I’ll end with Rod Stewart. Yes, I know! But just because he turned into the ultimate meaningless, white-trash Beverley Hills super-prat, waggling his scrawny, leopard-spotted botty at the audience before going on to murder The Great American Songbook, it doesn’t mean he didn’t have a superb voice – it just means he chose to waste it.

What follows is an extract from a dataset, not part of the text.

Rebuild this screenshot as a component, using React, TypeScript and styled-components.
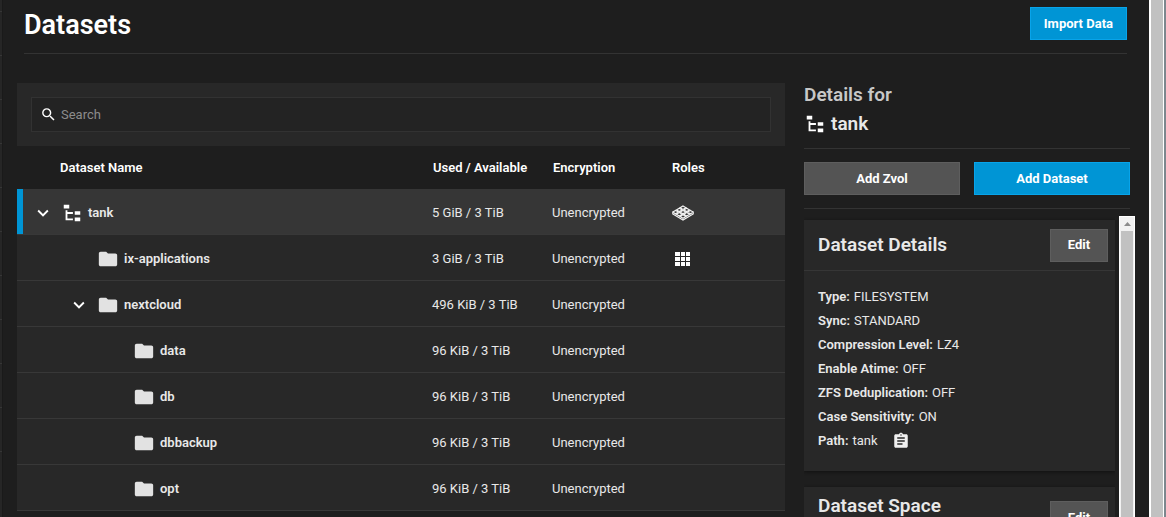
import React from "react";
import styled, { createGlobalStyle } from "styled-components";
import { MdAssignment, MdExpandMore, MdFolder, MdSearch } from "react-icons/md";

const GlobalStyle = createGlobalStyle`
  *, *::before, *::after { box-sizing: border-box; }
  body {
    margin: 0;
    background: #1e1e1e;
    color: #e8e8e8;
    font-family: Roboto, "Liberation Sans", sans-serif;
    font-size: 13px;
    line-height: 20px;
  }
  h1, h2, h3, dl, dd { margin: 0; }
`;

const Shell = styled.div`
  display: flex;
  height: 100vh;
  overflow: hidden;
`;

const NavEdge = styled.div`
  flex: 0 0 3px;
  background: repeating-linear-gradient(#262626 0 43px, #363636 43px 44px) 0 -32px;
  border-right: 1px solid #1a1a1a;
`;

const Page = styled.main`
  flex: 1;
  min-width: 0;
  display: flex;
  flex-direction: column;
  padding: 0 14px;
`;

const PageHeader = styled.header`
  display: flex;
  align-items: center;
  justify-content: space-between;
  height: 54px;
  margin: 0 8px 0 7px;
  padding-bottom: 6px;
  border-bottom: 1px solid #333;
`;

const PageTitle = styled.h1`
  padding-top: 2px;
  font-size: 27px;
  line-height: 32px;
  font-weight: 600;
  color: #fff;
`;

const Button = styled.button<{ $primary?: boolean }>`
  height: 33px;
  min-width: 58px;
  padding: 0 13px;
  border: 1px solid ${(p) => (p.$primary ? "#08a4ea" : "#5e5e5e")};
  background: ${(p) => (p.$primary ? "#0095d5" : "#545454")};
  color: #fff;
  font: 700 13px/20px Roboto, "Liberation Sans", sans-serif;
`;

const Columns = styled.div`
  flex: 1;
  min-height: 0;
  display: flex;
  gap: 19px;
  padding-top: 29px;
`;

const TreePanel = styled.section`
  flex: 1;
  min-width: 0;
`;

const SearchBar = styled.div`
  padding: 14px;
  background: #282828;
`;

const SearchBox = styled.label`
  display: flex;
  align-items: center;
  gap: 4px;
  height: 35px;
  padding: 0 8px;
  border: 1px solid #323232;
  background: #232323;
  color: #fff;
`;

const SearchInput = styled.input`
  flex: 1;
  min-width: 0;
  padding: 0;
  border: 0;
  outline: 0;
  background: transparent;
  color: #fff;
  font: 13px/20px Roboto, "Liberation Sans", sans-serif;
  &::placeholder { color: #8c8c8c; opacity: 1; }
`;

const Table = styled.table`
  width: 100%;
  table-layout: fixed;
  border-collapse: separate;
  border-spacing: 0;
`;

const HeadCell = styled.th<{ $width?: number; $indent?: number }>`
  width: ${(p) => (p.$width ? `${p.$width}px` : "auto")};
  height: 43px;
  padding: 0 0 0 ${(p) => p.$indent ?? 0}px;
  text-align: left;
  font-weight: 600;
  color: #fff;
`;

const Row = styled.tr<{ $selected?: boolean }>`
  background: ${(p) => (p.$selected ? "#363636" : "#282828")};
  td { border-bottom: 1px solid #383838; }
  td:first-child { box-shadow: ${(p) => (p.$selected ? "inset 6px 0 #0095d5" : "none")}; }
`;

const Cell = styled.td`
  height: 46px;
  padding: 2px 0 0;
  svg { display: block; }
`;

const NameCell = styled.div<{ $level: number }>`
  display: flex;
  align-items: center;
  padding-left: ${(p) => 15 + p.$level * 36}px;
  font-weight: 600;
`;

const Toggle = styled.button`
  display: flex;
  width: 22px;
  height: 22px;
  padding: 0;
  border: 0;
  background: transparent;
  color: #fff;
`;

const ToggleSpace = styled.span`
  width: 22px;
`;

const TypeIcon = styled.span`
  display: flex;
  margin: 0 5px 0 7px;
  color: #e2e2e2;
`;

const DetailsPanel = styled.aside`
  flex: 0 0 331px;
  display: flex;
  flex-direction: column;
  min-height: 0;
`;

const DetailsHeader = styled.header`
  margin-right: 5px;
  padding-bottom: 10px;
  border-bottom: 1px solid #333;
`;

const DetailsTitle = styled.h2`
  font-size: 19px;
  line-height: 29px;
  font-weight: 600;
  color: #c8c8c8;
  margin-top: -3px;
`;

const DetailsName = styled.div`
  display: flex;
  align-items: center;
  gap: 5px;
  font-size: 19px;
  line-height: 29px;
  font-weight: 600;
`;

const Actions = styled.div`
  display: grid;
  grid-template-columns: 1fr 1fr;
  gap: 14px;
  margin-right: 5px;
  padding: 13px 0;
  border-bottom: 1px solid #333;
`;

const ScrollArea = styled.div`
  flex: 1;
  min-height: 0;
  display: flex;
  gap: 4px;
  padding-top: 7px;
`;

const Cards = styled.div`
  flex: 1;
  padding-top: 4px;
  display: flex;
  flex-direction: column;
  gap: 16px;
  overflow: hidden;
`;

const Card = styled.section`
  flex: none;
  background: #282828;
  box-shadow: 0 1px 3px #111;
`;

const CardHeader = styled.header<{ $top?: boolean }>`
  display: flex;
  align-items: ${(p) => (p.$top ? "flex-start" : "center")};
  justify-content: space-between;
  height: ${(p) => (p.$top ? 62 : 51)}px;
  padding: ${(p) => (p.$top ? 14 : 0)}px 7px 0 14px;
  border-bottom: 1px solid #363636;
`;

const CardTitle = styled.h3`
  font-size: 19px;
  line-height: 10px;
  font-weight: 600;
`;

const Facts = styled.dl`
  padding: 14px 14px 18px;
`;

const Fact = styled.div`
  display: flex;
  align-items: center;
  gap: 4px;
  height: 24px;
  line-height: 24px;
  dt { font-weight: 600; }
`;

const CopyButton = styled.button`
  display: flex;
  margin-left: 10px;
  padding: 0;
  border: 0;
  background: transparent;
  color: #f0f0f0;
`;

const InnerScrollbar = styled.div`
  flex: 0 0 16px;
  display: flex;
  flex-direction: column;
  align-items: center;
  border: 1px solid #fff;
  border-bottom: 0;
  background: #f1f1f1;
`;

const ScrollUp = styled.div`
  flex: 0 0 14px;
  display: flex;
  align-items: center;
`;

const ScrollThumb = styled.div`
  flex: 1;
  width: 12px;
  background: #c1c1c1;
`;

const WindowScrollbar = styled.div`
  flex: 0 0 17px;
  border-left: 2px solid #fff;
  border-right: 2px solid #7d878e;
  background: #c1c1c1;
  box-shadow: inset -1px 0 #fff;
`;

const TreeIcon = () => (
  <svg width="22" height="22" viewBox="0 0 24 24" fill="#fff" aria-hidden="true">
    <path d="M3 3h6v4H3zM15 10h6v4h-6zM15 17h6v4h-6zM13 13H7v5h6v2H5V9h2v2h6z" />
  </svg>
);

const PoolIcon = () => (
  <svg width="22" height="16" viewBox="0 0 22 16" fill="none" stroke="#f4f4f4" strokeWidth="1.2" aria-label="System dataset">
    {[0, 1, 2].flatMap((i) =>
      [0, 1, 2].map((j) => (
        <path key={`${i}-${j}`} d={`M${11 + (i - j) * 3.7} ${1 + (i + j) * 2.2}l2.900 1.700-2.900 1.700-2.900-1.700z`} />
      ))
    )}
    <path d="M.8 7.800v1.200L11 15l10.200-6V7.800" />
  </svg>
);

const AppsIcon = () => (
  <svg width="22" height="16" viewBox="0 0 22 16" fill="#fff" aria-label="Applications">
    {[1, 6, 11].flatMap((y) =>
      [3, 9, 14].map((x) => <rect key={`${x}-${y}`} x={x} y={y} width={x === 3 ? 5 : 4} height="4" />)
    )}
  </svg>
);

type Dataset = { name: string; level: number; used: string; open?: boolean; root?: boolean; role?: "pool" | "apps" };

const datasets: Dataset[] = [
  { name: "tank", level: 0, used: "5 GiB / 3 TiB", open: true, root: true, role: "pool" },
  { name: "ix-applications", level: 1, used: "3 GiB / 3 TiB", role: "apps" },
  { name: "nextcloud", level: 1, used: "496 KiB / 3 TiB", open: true },
  { name: "data", level: 2, used: "96 KiB / 3 TiB" },
  { name: "db", level: 2, used: "96 KiB / 3 TiB" },
  { name: "dbbackup", level: 2, used: "96 KiB / 3 TiB" },
  { name: "opt", level: 2, used: "96 KiB / 3 TiB" },
];

const facts = [
  ["Type:", "FILESYSTEM"],
  ["Sync:", "STANDARD"],
  ["Compression Level:", "LZ4"],
  ["Enable Atime:", "OFF"],
  ["ZFS Deduplication:", "OFF"],
  ["Case Sensitivity:", "ON"],
  ["Path:", "tank"],
];

export default function App() {
  return (
    <Shell>
      <GlobalStyle />
      <NavEdge />
      <Page>
        <PageHeader>
          <PageTitle>Datasets</PageTitle>
          <Button $primary>Import Data</Button>
        </PageHeader>
        <Columns>
          <TreePanel>
            <SearchBar>
              <SearchBox>
                <MdSearch size={17} aria-hidden="true" />
                <SearchInput type="text" placeholder="Search" aria-label="Search" />
              </SearchBox>
            </SearchBar>
            <Table>
              <thead>
                <tr>
                  <HeadCell $indent={43}>Dataset Name</HeadCell>
                  <HeadCell $width={120} $indent={1}>Used / Available</HeadCell>
                  <HeadCell $width={120} $indent={1}>Encryption</HeadCell>
                  <HeadCell $width={113}>Roles</HeadCell>
                </tr>
              </thead>
              <tbody>
                {datasets.map((d) => (
                  <Row key={d.name} $selected={d.root}>
                    <Cell>
                      <NameCell $level={d.level}>
                        {d.open ? (
                          <Toggle aria-label={`Collapse ${d.name}`}>
                            <MdExpandMore size={22} />
                          </Toggle>
                        ) : (
                          <ToggleSpace />
                        )}
                        <TypeIcon>{d.root ? <TreeIcon /> : <MdFolder size={22} />}</TypeIcon>
                        {d.name}
                      </NameCell>
                    </Cell>
                    <Cell>{d.used}</Cell>
                    <Cell>Unencrypted</Cell>
                    <Cell>
                      {d.role === "pool" && <PoolIcon />}
                      {d.role === "apps" && <AppsIcon />}
                    </Cell>
                  </Row>
                ))}
              </tbody>
            </Table>
          </TreePanel>
          <DetailsPanel>
            <DetailsHeader>
              <DetailsTitle>Details for</DetailsTitle>
              <DetailsName>
                <TreeIcon />
                tank
              </DetailsName>
            </DetailsHeader>
            <Actions>
              <Button>Add Zvol</Button>
              <Button $primary>Add Dataset</Button>
            </Actions>
            <ScrollArea>
              <Cards>
                <Card>
                  <CardHeader>
                    <CardTitle>Dataset Details</CardTitle>
                    <Button>Edit</Button>
                  </CardHeader>
                  <Facts>
                    {facts.map(([label, value]) => (
                      <Fact key={label}>
                        <dt>{label}</dt>
                        <dd>{value}</dd>
                        {label === "Path:" && (
                          <CopyButton aria-label="Copy path">
                            <MdAssignment size={18} />
                          </CopyButton>
                        )}
                      </Fact>
                    ))}
                  </Facts>
                </Card>
                <Card>
                  <CardHeader $top>
                    <CardTitle>Dataset Space</CardTitle>
                    <Button>Edit</Button>
                  </CardHeader>
                </Card>
              </Cards>
              <InnerScrollbar aria-hidden="true">
                <ScrollUp>
                  <svg width="7" height="4" viewBox="0 0 7 4" fill="#8b8b8b">
                    <path d="M3.500 0 7 4H0z" />
                  </svg>
                </ScrollUp>
                <ScrollThumb />
              </InnerScrollbar>
            </ScrollArea>
          </DetailsPanel>
        </Columns>
      </Page>
      <WindowScrollbar aria-hidden="true" />
    </Shell>
  );
}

The proof of the pudding is in his first three LPs: I’m particularly partial to “Gasoline Alley”, off his first album:


And I've always liked this Faces number as well:


So, why did Britain suddenly produce a host of great white rock singers – and why did the supply run out?

Probably because every performer on this list started their musical careers singing Rhythm ‘n’ Blues: they were consciously trying to sound like their black American heroes (for Rod Stewart, for instance, it was the great Sam Cooke). Black singers generally had deeper, raunchier, richer, more powerful voices than their white counterparts. Something in the process of imitation seems to have released power and emotion that would probably have remained dormant if they’d been trying to sound like Andy Williams or Dean Martin. As with Sun-era Elvis, the result is an intriguing synthesis of white and black – which now appears to have been lost. I suspect it’s because modern singers aren’t trying to sound black any more: from what I hear of modern music, it has become divorced from its R&B roots – which strikes me as a shame. 

Those extraordinary voices are undoubtedly still there – there’s just no reason for white British singers to discover what they’re capable of.